Double Bass Concerto in e minor

Duration: 11' 10" Year: 2004
for double bass and string orchestra

  • Programme Note

    Double Bass Concerto in e minor was written as a showpiece for the more natural characteristics of the double bass, such as the warmth and solidity of plucked strings, the ease of harmonics, the resonance of open strings, and the extended 4-octave range. The double bass is a member of the viol family, with an inherently more delicate quality to its timbre than its modern orchestral cousins the violin, viola, and ‘cello. As a solo instrument, it offers an alternate view of virtuoso string playing; a low register dark with rich, complex broodings, a middle range filled with anticipation and veiled longing, and an unusually graceful and poetic high compass bereft of throaty tension or shrillness.
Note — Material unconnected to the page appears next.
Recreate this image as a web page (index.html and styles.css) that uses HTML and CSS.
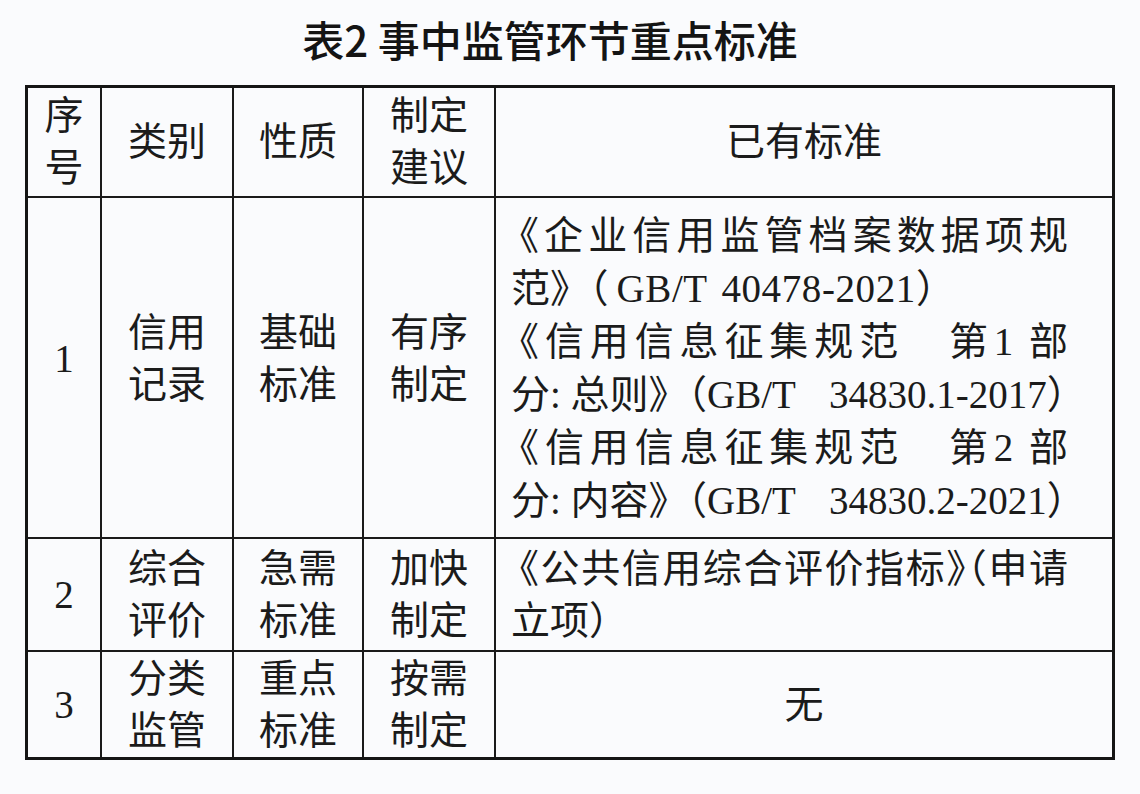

    This concerto is written in the form of a rhapsody or capriccio, in one movement with an extended, freer exposition. Under alert tremolo, the bass opens with an impulsive statement that climbs three times from its rock-bottom open E string to its highest harmonics. The strings answer with a quiet, gentle elegy, soon transformed by the bass into a more yearning episode that ends on an unsettled note. A bravura melody leaps forth from this cloud, a folk-dance tune that gambols between soloist and orchestra, leading the music through restless changes of key and expectation. A heartfelt strain emerges, eventually guiding the music to a floating, dreamy musical landscape. Over pulsing strings, the bass ponders the themes of the concerto in tender detail throughout its range of pitch and color, suggesting a haven of peaceful beauty. The previous mood springs back to life in a boisterous answer, leading to a cadenza in which the bass’s ruminations are gruffer and more pointed than before. In the final coda the strings return to their elegy, then the bass takes the orchestra back to the beginning, reversing the sprawling gestures to drift down from the heights, fading to silence on a lingering octave E.